Hi Ben,

After all, streamline.js was just callbacks. It was mostly a question of 
who was writing them (you or a preprocessor). I never completely understood 
why it go people so angry.

I want to reassure streamline users though: it won't go away but I'll 
probably invest more on galaxy and I'll try to make it easy to transition 
from streamline to galaxy.

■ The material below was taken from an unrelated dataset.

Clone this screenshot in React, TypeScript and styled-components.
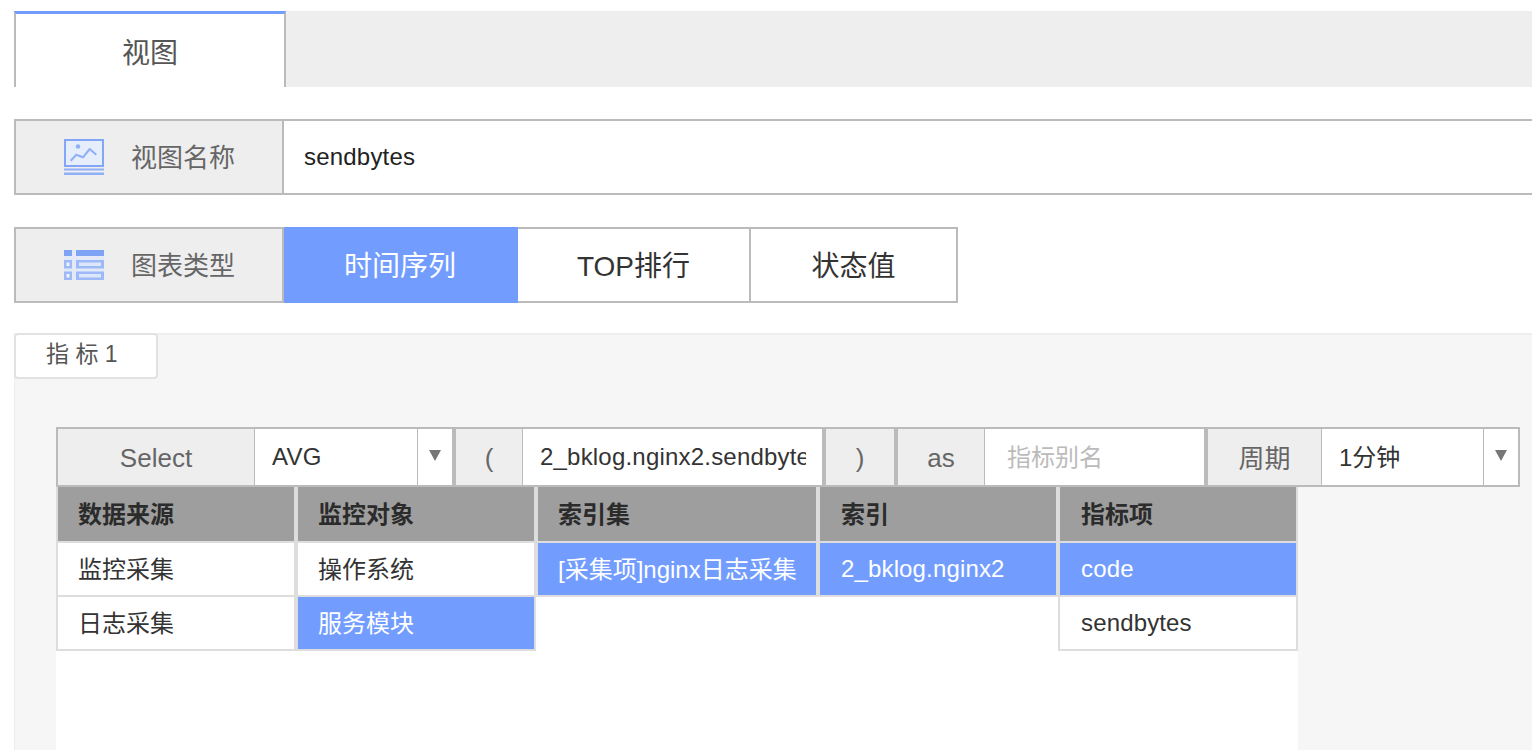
import styled, { createGlobalStyle } from 'styled-components';

const GlobalStyle = createGlobalStyle`
  html, body {
    margin: 0;
    padding: 0;
    height: 750px;
    overflow: hidden;
    background: #fff;
    font-family: "Liberation Sans", "Noto Sans CJK SC", sans-serif;
  }
  * { box-sizing: border-box; }
`;

const Page = styled.div`
  display: flex;
  flex-direction: column;
  width: 1532px;
  height: 750px;
  padding: 11px 0 0 14px;
  overflow: hidden;
`;

const TabBar = styled.div`
  display: flex;
  flex: none;
  height: 76px;
  background: #eee;
`;

const Tab = styled.div`
  display: flex;
  align-items: center;
  justify-content: center;
  width: 272px;
  padding-top: 1px;
  background: #fff;
  border-top: 3px solid #729dff;
  border-left: 2px solid #bbb;
  border-right: 2px solid #bbb;
  color: #555;
  font-size: 28px;
`;

const FormRow = styled.div<{ $width?: number }>`
  display: flex;
  flex: none;
  height: 76px;
  margin-top: 32px;
  width: ${(p) => (p.$width ? `${p.$width}px` : '1530px')};
  border: 2px solid #bbb;
  background: #fff;
`;

const RowLabel = styled.div`
  display: flex;
  align-items: center;
  flex: none;
  width: 268px;
  padding-left: 48px;
  gap: 27px;
  background: #eee;
  border-right: 2px solid #bbb;
  color: #666;
  font-size: 26px;
`;

const LabelText = styled.span`
  padding-bottom: 4px;
`;

const NameValue = styled.div`
  display: flex;
  align-items: center;
  padding-left: 20px;
  color: #222;
  font-size: 24px;
  letter-spacing: 0.2px;
`;

const TypeOption = styled.div<{ $active?: boolean; $width: number }>`
  display: flex;
  align-items: center;
  justify-content: center;
  flex: none;
  width: ${(p) => p.$width}px;
  margin: ${(p) => (p.$active ? '-2px 0' : '0')};
  padding: 0 ${(p) => (p.$active ? 2 : 0)}px 2px 0;
  background: ${(p) => (p.$active ? '#729dff' : '#fff')};
  border-right: ${(p) => (p.$active ? 'none' : '2px solid #bbb')};
  color: ${(p) => (p.$active ? '#fff' : '#333')};
  font-size: 28px;
  &:last-child { border-right: none; }
`;

const Panel = styled.div`
  display: flex;
  flex-direction: column;
  flex: 1;
  min-height: 0;
  margin-top: 30px;
  padding-left: 41px;
  background: #f6f6f6;
  border-top: 2px solid #eee;
  border-left: 1px solid #eee;
`;

const PanelTab = styled.div`
  display: flex;
  align-items: center;
  flex: none;
  width: 144px;
  height: 46px;
  margin: -2px 0 48px -42px;
  padding: 0 0 8px 30px;
  background: #fff;
  border: 2px solid #e2e2e2;
  border-radius: 4px;
  color: #555;
  font-size: 23px;
  white-space: pre;
`;

const QueryRow = styled.div`
  display: flex;
  flex: none;
  width: 1464px;
  height: 60px;
  background: #bbb;
  border: 2px solid #bbb;
`;

const QueryLabel = styled.div<{ $width: number; $mr?: number; $cjk?: boolean }>`
  display: flex;
  align-items: center;
  justify-content: center;
  flex: none;
  width: ${(p) => p.$width}px;
  margin-right: ${(p) => p.$mr ?? 1}px;
  padding-bottom: ${(p) => (p.$cjk ? 2 : 0)}px;
  padding-top: ${(p) => (p.$cjk ? 0 : 2)}px;
  background: #eee;
  color: #666;
  font-size: 26px;
`;

const QueryValue = styled.div<{ $width: number; $mr?: number; $muted?: boolean; $cjk?: boolean }>`
  display: flex;
  align-items: center;
  flex: none;
  width: ${(p) => p.$width}px;
  margin-right: ${(p) => p.$mr ?? 1}px;
  padding: 0 16px ${(p) => (p.$cjk ? 3 : 1)}px ${(p) => (p.$muted ? 22 : 17)}px;
  background: #fff;
  color: ${(p) => (p.$muted ? '#bbb' : '#333')};
  font-size: 24px;
  letter-spacing: ${(p) => (p.$cjk ? 0 : 0.2)}px;
  white-space: nowrap;
`;

const ClippedText = styled.span`
  display: block;
  overflow: hidden;
  min-width: 0;
`;

const Caret = styled.div<{ $mr?: number }>`
  display: flex;
  justify-content: center;
  flex: none;
  width: 34px;
  margin-right: ${(p) => p.$mr ?? 0}px;
  padding-top: 21px;
  background: #fff;
  &::after {
    content: '';
    width: 0;
    height: 0;
    border-left: 6px solid transparent;
    border-right: 6px solid transparent;
    border-top: 11px solid #777;
  }
`;

const ListArea = styled.div`
  display: flex;
  flex: 1;
  align-items: flex-start;
  width: 1242px;
  background: #fff;
`;

const ListColumn = styled.div<{ $width: number }>`
  flex: none;
  width: ${(p) => p.$width}px;
  border-left: 2px solid #ddd;
  border-right: 2px solid #ddd;
  border-bottom: 2px solid #ddd;
`;

const ListHeader = styled.div<{ $inset: number }>`
  display: flex;
  align-items: center;
  height: 56px;
  padding: 0 0 4px ${(p) => p.$inset}px;
  background: #9e9e9e;
  border-bottom: 2px solid #ddd;
  color: #2b2b2b;
  font-size: 24px;
  font-weight: 700;
  white-space: nowrap;
`;

const ListItem = styled.div<{ $selected?: boolean; $inset: number; $cjk?: boolean }>`
  display: flex;
  align-items: center;
  height: 54px;
  padding: 0 0 ${(p) => (p.$cjk ? 4 : 0)}px ${(p) => p.$inset}px;
  background: ${(p) => (p.$selected ? '#729dff' : '#fff')};
  border-bottom: 2px solid #ddd;
  color: ${(p) => (p.$selected ? '#fff' : '#333')};
  font-size: 24px;
  letter-spacing: ${(p) => (p.$cjk ? 0 : 0.15)}px;
  white-space: nowrap;
  &:last-child { height: 52px; border-bottom: none; }
`;

function ChartIcon() {
  return (
    <svg width="40" height="36" viewBox="0 0 40 36" fill="none">
      <rect x="1" y="1" width="38" height="26" fill="#e6edfb" stroke="#83a7f6" strokeWidth="2" />
      <circle cx="14" cy="7.5" r="2.2" fill="#8fb0f7" />
      <path d="M6.7 21.7 L12.3 15.7 L19 18.3 L25.7 10 L32.3 15.7" stroke="#8fb0f7" strokeWidth="2" strokeLinejoin="round" />
      <rect y="29.5" width="40" height="2" fill="#8fb0f7" />
      <rect y="33.5" width="40" height="2.5" fill="#8fb0f7" />
    </svg>
  );
}

function ListIcon() {
  return (
    <svg width="40" height="30" viewBox="0 0 40 30">
      <rect width="40" height="30" fill="#e3e9f6" />
      <rect width="8" height="6" fill="#7ea3f5" />
      <rect x="12" width="28" height="6" fill="#7ea3f5" />
      <rect y="10" width="8" height="8.5" fill="#9db9f7" />
      <rect x="2.5" y="12.5" width="3" height="3.5" fill="#f4f6fc" />
      <rect x="12" y="10" width="28" height="8.5" fill="#9db9f7" />
      <rect x="15" y="12.5" width="22" height="3.5" fill="#dde6fa" />
      <rect y="21.5" width="8" height="8.5" fill="#9db9f7" />
      <rect x="2.5" y="24" width="3" height="3.5" fill="#f4f6fc" />
      <rect x="12" y="21.5" width="28" height="8.5" fill="#9db9f7" />
      <rect x="15" y="24" width="22" height="3.5" fill="#dde6fa" />
    </svg>
  );
}

type Entry = { text: string; selected?: boolean; cjk?: boolean };
type Column = { title: string; width: number; inset: number; items: Entry[] };

const columns: Column[] = [
  { title: '数据来源', width: 240, inset: 20, items: [{ text: '监控采集', cjk: true }, { text: '日志采集', cjk: true }] },
  { title: '监控对象', width: 240, inset: 20, items: [{ text: '操作系统', cjk: true }, { text: '服务模块', selected: true, cjk: true }] },
  { title: '索引集', width: 282, inset: 20, items: [{ text: '[采集项]nginx日志采集', selected: true, cjk: true }] },
  { title: '索引', width: 240, inset: 21, items: [{ text: '2_bklog.nginx2', selected: true }] },
  { title: '指标项', width: 240, inset: 21, items: [{ text: 'code', selected: true }, { text: 'sendbytes' }] },
];

export default function App() {
  return (
    <Page>
      <GlobalStyle />
      <TabBar>
        <Tab>视图</Tab>
      </TabBar>

      <FormRow>
        <RowLabel>
          <ChartIcon />
          <LabelText>视图名称</LabelText>
        </RowLabel>
        <NameValue>sendbytes</NameValue>
      </FormRow>

      <FormRow $width={944}>
        <RowLabel>
          <ListIcon />
          <LabelText>图表类型</LabelText>
        </RowLabel>
        <TypeOption $active $width={234}>时间序列</TypeOption>
        <TypeOption $width={233}>TOP排行</TypeOption>
        <TypeOption $width={205}>状态值</TypeOption>
      </FormRow>

      <Panel>
        <PanelTab>指 标 1</PanelTab>
        <QueryRow>
          <QueryLabel $width={196}>Select</QueryLabel>
          <QueryValue $width={162}>AVG</QueryValue>
          <Caret $mr={4} />
          <QueryLabel $width={66}>(</QueryLabel>
          <QueryValue $width={299} $mr={4}>
            <ClippedText>2_bklog.nginx2.sendbytes</ClippedText>
          </QueryValue>
          <QueryLabel $width={68} $mr={4}>)</QueryLabel>
          <QueryLabel $width={86}>as</QueryLabel>
          <QueryValue $width={219} $mr={4} $muted $cjk>指标别名</QueryValue>
          <QueryLabel $width={113} $cjk>周期</QueryLabel>
          <QueryValue $width={161} $cjk>1分钟</QueryValue>
          <Caret />
        </QueryRow>
        <ListArea>
          {columns.map((col) => (
            <ListColumn key={col.title} $width={col.width}>
              <ListHeader $inset={col.inset}>{col.title}</ListHeader>
              {col.items.map((item) => (
                <ListItem key={item.text} $selected={item.selected} $inset={col.inset} $cjk={item.cjk}>
                  {item.text}
                </ListItem>
              ))}
            </ListColumn>
          ))}
        </ListArea>
      </Panel>
    </Page>
  );
}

This should not be too difficult as galaxy code 
is just a small variation on what streamline generates with the 
experimental --harmony option.

Bruno

On Saturday, June 1, 2013 6:28:20 PM UTC+2, Ben Noordhuis wrote:
>
> On Sat, Jun 1, 2013 at 3:37 PM, Bruno Jouhier 
> <[email protected]<javascript:>> 
> wrote: 
> > Cleaned it up a bit and just blogged about it: 
> > 
> http://bjouhier.wordpress.com/2013/06/01/bringing-asyncawait-to-life-in-javascript/
>  
> > 
> > Note that my streamine.js heresy will be over soon. This is plain 
> > JavaScript! 
> > 
> > Bruno 
>
> That's too bad, I rather like streamline.js.  Of all the "callbacks 
> are evil and must be destroyed" solutions, streamline.js comes closest 
> to how I would approach it myself.